Public Domain Samples
Soundtrap: Public Domain Samples
Sampling (the use of pre-recorded sounds) is one of the most prevalent techniques in modern music production. Samples are used live and in the studio by artists in most genres and sample based production is something that a producer should have in their tool box.
Learn how to hear, edit, and use samples in your own production.
The History of Sampling: Ethan Hein
Sampling is one of the most significant developments in the past fifty years of popular music. The idea of manipulating existing recordings for musical expression is at the heart of hip-hop, electronic dance music, and related pop styles. Sampling transforms any recorded music or other audio into potential raw material.
Definitions
In casual language, we tend to use the word “sampling” to include quotation and interpolation. Strictly speaking, however, sampling is the manipulation and editing of audio recordings. Before digital audio, musicians sampled recordings by cutting and splicing magnetic tape, or by manipulating turntables. These methods are difficult, however, so outside of experimental and avant-garde compositions, analog samples were unusual. One early example is the drum part in “Stayin’ Alive” by the Bee Gees (1977). Drummer Dennis Bryon had to leave the recording session early, so the band created a tape loop of two measures of his drum part from “Night Fever” and recorded the other instruments over it. While they had intended the drum loop to be a temporary track, they liked the sound of it so much that they kept it in the final song.

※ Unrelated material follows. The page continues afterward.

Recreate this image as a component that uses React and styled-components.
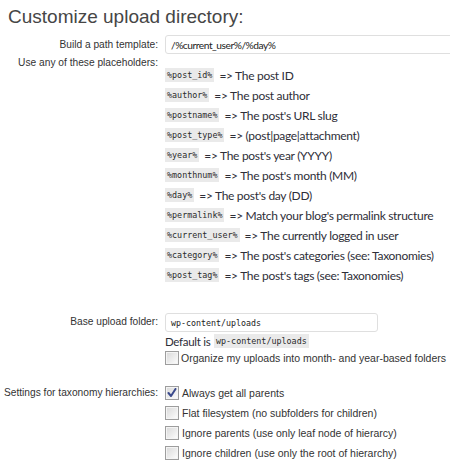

Sampling exploded with the advent of digital recording and playback in the 1980s. Digital samplers were originally meant to be played like traditional musical instruments. You would load a sound, like a single note or drum hit, and then play it back via a keyboard or a grid of pads. However, rap and dance music producers quickly realized that you could use samplers to capture and loop short musical phrases as well. Samples are not just used for looping full phrases, however. Sound designers manipulate samples to create new synthesized timbres, for example, by looping a few milliseconds and applying various kinds of processing.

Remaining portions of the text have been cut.